As empresas de tele-marketing, que são hoje, em Salvador, o grande e único foco para se conseguir um trabalho, apesar da mínima remuneração, nos trouxeram, enfim, o necessário canal com o restante do planeta, através de seus sistemas e programações padronizados, cabendo a este ramo, cá nesta outrora província, um relevante papel na economia nacional e no respeitado acúmulo de capital por empresas, principalmente, estrangeiras.
A conseqüência destas ações voltadas para o mundo globalizado vai acarretar em mudanças imprescindíveis na estrutura da polis: onde se via campos de barro, vê-se prédios; onde havia calçadas largas, há lojas; onde haviam ambulantes avulsos, existem hoje profissionais liberais (vestidos de coletes) cadastrados e treinados para viabilizar suas vendas em ônibus; onde se via o mar, vê-se um shopping center moderníssimo. Sem falar na criação exaustiva de estradas, vias e viadutos, pois com a crescente demanda de mão-de-obra, hoje, graças a Deus, diversificada, carros, motos, caminhões engolem a cidade, fazendo desta uma grande arquitetura de asfalto em nome, exclusivamente, da modernidade.

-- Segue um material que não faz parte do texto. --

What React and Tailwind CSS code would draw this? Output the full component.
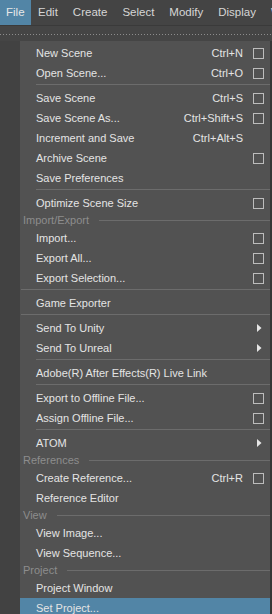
import React from 'react';

const menuBar = ['File', 'Edit', 'Create', 'Select', 'Modify', 'Display', 'Windows'];

// t: item | sep | label
const items = [
  { t: 'item', label: 'New Scene', key: 'Ctrl+N', box: true },
  { t: 'item', label: 'Open Scene...', key: 'Ctrl+O', box: true },
  { t: 'sep' },
  { t: 'item', label: 'Save Scene', key: 'Ctrl+S', box: true },
  { t: 'item', label: 'Save Scene As...', key: 'Ctrl+Shift+S', box: true },
  { t: 'item', label: 'Increment and Save', key: 'Ctrl+Alt+S' },
  { t: 'item', label: 'Archive Scene', box: true },
  { t: 'item', label: 'Save Preferences' },
  { t: 'sep' },
  { t: 'item', label: 'Optimize Scene Size', box: true },
  { t: 'label', label: 'Import/Export' },
  { t: 'item', label: 'Import...', box: true },
  { t: 'item', label: 'Export All...', box: true },
  { t: 'item', label: 'Export Selection...', box: true },
  { t: 'sep', full: true },
  { t: 'item', label: 'Game Exporter' },
  { t: 'sep', full: true },
  { t: 'item', label: 'Send To Unity', arrow: true },
  { t: 'item', label: 'Send To Unreal', arrow: true },
  { t: 'sep' },
  { t: 'item', label: 'Adobe(R) After Effects(R) Live Link' },
  { t: 'sep' },
  { t: 'item', label: 'Export to Offline File...', box: true },
  { t: 'item', label: 'Assign Offline File...', box: true },
  { t: 'sep' },
  { t: 'item', label: 'ATOM', arrow: true },
  { t: 'label', label: 'References' },
  { t: 'item', label: 'Create Reference...', key: 'Ctrl+R', box: true },
  { t: 'item', label: 'Reference Editor' },
  { t: 'label', label: 'View' },
  { t: 'item', label: 'View Image...' },
  { t: 'item', label: 'View Sequence...' },
  { t: 'label', label: 'Project' },
  { t: 'item', label: 'Project Window' },
  { t: 'item', label: 'Set Project...', active: true },
];

function Arrow() {
  return (
    <svg width="5" height="8" viewBox="0 0 5 8" className="ml-[14px]">
      <path d="M0 0 L4.5 4 L0 8 Z" fill="#e6e6e6" />
    </svg>
  );
}

function Row({ it }) {
  if (it.t === 'sep') {
    return (
      <div className={'h-[5px] pt-[1px] ' + (it.full ? 'pl-[1px]' : 'pl-[16px]')}>
        <div className="h-px bg-[#6c6c6c]" />
      </div>
    );
  }
  if (it.t === 'label') {
    return (
      <div className="h-[15px] flex items-center pl-[3px] text-[#8d8d8d]">
        <span className="leading-none">{it.label}</span>
        <div className="flex-1 h-px bg-[#6c6c6c] ml-[10px]" />
      </div>
    );
  }
  return (
    <div
      className={
        'h-[20px] flex items-center pl-[16px] text-[#e4e4e4] ' +
        (it.active ? 'bg-[#5285a6]' : '')
      }
    >
      <span className="flex-1 whitespace-nowrap">{it.label}</span>
      {it.key && <span className="whitespace-nowrap">{it.key}</span>}
      <div className="w-[27px] h-full flex items-center">
        {it.box && <div className="ml-[10px] w-[11px] h-[11px] border border-[#bcbcbc]" />}
        {it.arrow && <Arrow />}
      </div>
    </div>
  );
}

export default function App() {
  return (
    <div
      className="w-[272px] h-[614px] bg-[#424242] overflow-hidden flex flex-col text-[11px]"
      style={{ fontFamily: '"Liberation Sans", Arial, sans-serif' }}
    >
      <div className="h-[25px] bg-[#444444] flex items-stretch text-[11.5px] text-[#d6d6d6] shrink-0">
        {menuBar.map((m, i) => (
          <div
            key={m}
            className={
              'flex items-center whitespace-nowrap ' +
              (i === 0 ? 'bg-[#5285a6] text-[#e8e8e8] pl-[6px] pr-[6px]' : 'px-[7.5px]')
            }
          >
            {m}
          </div>
        ))}
      </div>
      <div className="h-px bg-[#3a3a3a] shrink-0" />
      <div className="h-[15px] bg-[#454545] shrink-0 flex items-center">
        <div className="w-full h-px mt-[1px] bg-[linear-gradient(to_right,#8c8c8c_1px,transparent_1px)] bg-[length:3px_1px]" />
      </div>
      <div className="flex-1 flex">
        <div className="w-[20px] bg-[#424242]" />
        <div className="w-[250px] bg-[#525252] pt-[2px]">
          {items.map((it, i) => (
            <Row key={i} it={it} />
          ))}
        </div>
        <div className="flex-1 bg-[#363636]" />
      </div>
    </div>
  );
}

Tudo isso, toda essa conquista, não seria possível se não houvesse o aprumado toque de necessárias e requintadas ações estatais que garantam os fins. E os meios são a tão polêmica política do controle de população que em Salvador vem sendo colocada em prática através de seu mais eficiente alicerce estatal: a polícia. Sem exatidões espúrias, há quase uma década nossa cidade promove chacinas, declaradamente, maior parte delas, executadas por policiais, em bairros periféricos da cidade – isso sem contar os assassinatos cometidos por cidadãos comuns, sejam eles infratores, sejam simples pessoas, que, por algum motivo banal, matam.
Graças a esta política, adotada pelos Governos anteriores e ratificada de forma explícita pelo atual Governo, demos um importante passo à modernidade, pois hoje, com os mais de 8.000 homicídios praticados de 2004 para cá, estamos pau a pau nos números com Rio de Janeiro e São Paulo, cidades, que neste e nos citados itens, há alguns anos, pareciam muito distantes de nós. Porque, façamos um trato, não há cidade grande que possa assim ser chamada se não houver este controle (candelárias, carandirus). E ainda em cima disso, um dado curioso é que deste tanto de – digamos assim, para não ficar moralmente pesado – eliminação necessária ao desenvolvimento sócio-econômico, mais de 85% eram negros ou pardos pobres, deixando evidente que a política adotada é coerente e tem alvo certo, seja culpado ou não (como nos casos mais recentes do menino Djair e do jovem artista circense Ricardo Mattos).
Varela, que um dia vendeu picolé na rua, teve a sorte de ver essas transformações e delas ser um dos tantos colaboradores, entendendo-as e as legitimando ao seu modo, perdoada seja sua insensatez, às vezes abrangente, que é ainda resquício da província, mas ainda assim buscando, a partir deste ano, o topo do que Salvador, no meio da sua significativa mudança, precisa para varrer longe a mínima baianidade (leia-se província) deixada e abandonada por Caymmi e companhia: ter um dos seus legítimos porta-vozes populistas, o Raimundo Varela, no atual contexto, - diferente do de Fernando José -, absolutamente globalizado, transformado no prefeito da cidade.
E uma coisa puxa a mesma coisa: na Paraíba, dias atrás, um garoto de 9 anos de idade foi assassinado, a tiros de espingarda, pelo vizinho porque estava roubando manga no quintal do mesmo. Pois vejam só, a Paraíba, explícita província, quem diria, já dá seus primeiros passos rumo à modernidade.